Since 1980, saving energy has attracted the attention of a very large number of researchers. All these studies found that energy efficiency is the widest and cheapest resource. However, interesting opportunities can be explored for energy efficiency. These opportunities reside in the supply chain for the industry, where energy is used to manufacture the parts and suppliers that go into the production of good. This applies to every single good in the market, whether those sold to consumers or production facilities. In fact, a supply chain management (SCM) “…is a network of facilities and distribution options that perform the functions of procurement of materials, transformation of these materials into the intermediate and finished products and the distribution of these finished products to customers…” (Rajesh, Pugazhendhi, & Ganesh, 2011).

To illustrate our contribution for supply chain energy management, we focus on the auto parts manufacturing, which provides great energy savings, where suppliers sell parts to car manufacturers, assembling them into a final product. One of the well-known industrial models for parts manufacturing is the Job shop model.

The considered Job shops are small manufacturing systems that handle job production, that is, custom/bespoke or semi-custom/bespoke manufacturing processes. Machines are aggregated in shops by the nature of skills and technological processes involved, each shop may contain different machines. Jobs aren’t necessarily constrained to a single machine which gives this production system processing flexibility. Machine-shop is a typical example of job shop, which may make parts for local industrial, farm machinery and implement, beats and ships, or even batches of specialized components for the aircraft industry. Grinding, honing, jig-boring, gear manufacturing are other types of common job shops. Job shops have many advantages: high expansion flexibility (machines are easily added or substituted, high flexibility in production engineering and high robustness to machine failure. However, scheduling of job shops is very hard due to high product variability and twisted production flow.

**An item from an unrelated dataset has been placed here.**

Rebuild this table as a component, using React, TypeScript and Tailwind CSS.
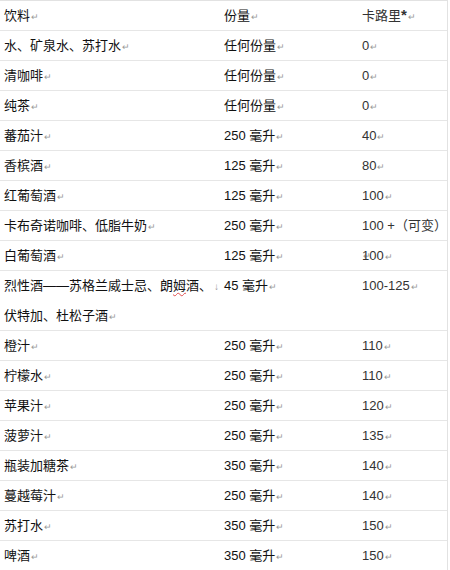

One of the key sectors for major industrialized countries in the world is the global auto industry, thus, the complexity of the industry must be well-managed to generate profit. During the last 30 years, the production of vehicle components has been outsourced to suppliers (The processes of car manufacturing are distributed across a supply chain spanning multiple plants, companies, and even countries). Sometimes, hundreds of companies are involved in the supply components of a given vehicle, from pistons to windshield wipers. The overall business efficiency of building a car is impacted by each single supplier. The global automotive component market generates more than 1$ trillion in 2017, according to Global Industry Analysts2. This means that, to remain globally competitive, automotive manufacturers will have to reduce the energy consumed by their process, essentially, not just at their manufacturing facilities, but also at all their suppliers’ facilities.

While the implementation of the predictive approach for part manufacturing processes reduces their energy consumption, the cumulative energy consumption of car manufacturer’s suppliers will be greatly reduced, which contributes limiting the overall cost of vehicle production. According to U.S. Department of Energy’s Argonne National Laboratory3, 10% energy saving per vehicle at the average production rate of 5 million cars per year, allows saving $236 million annually (Boville & Dussault, 2012).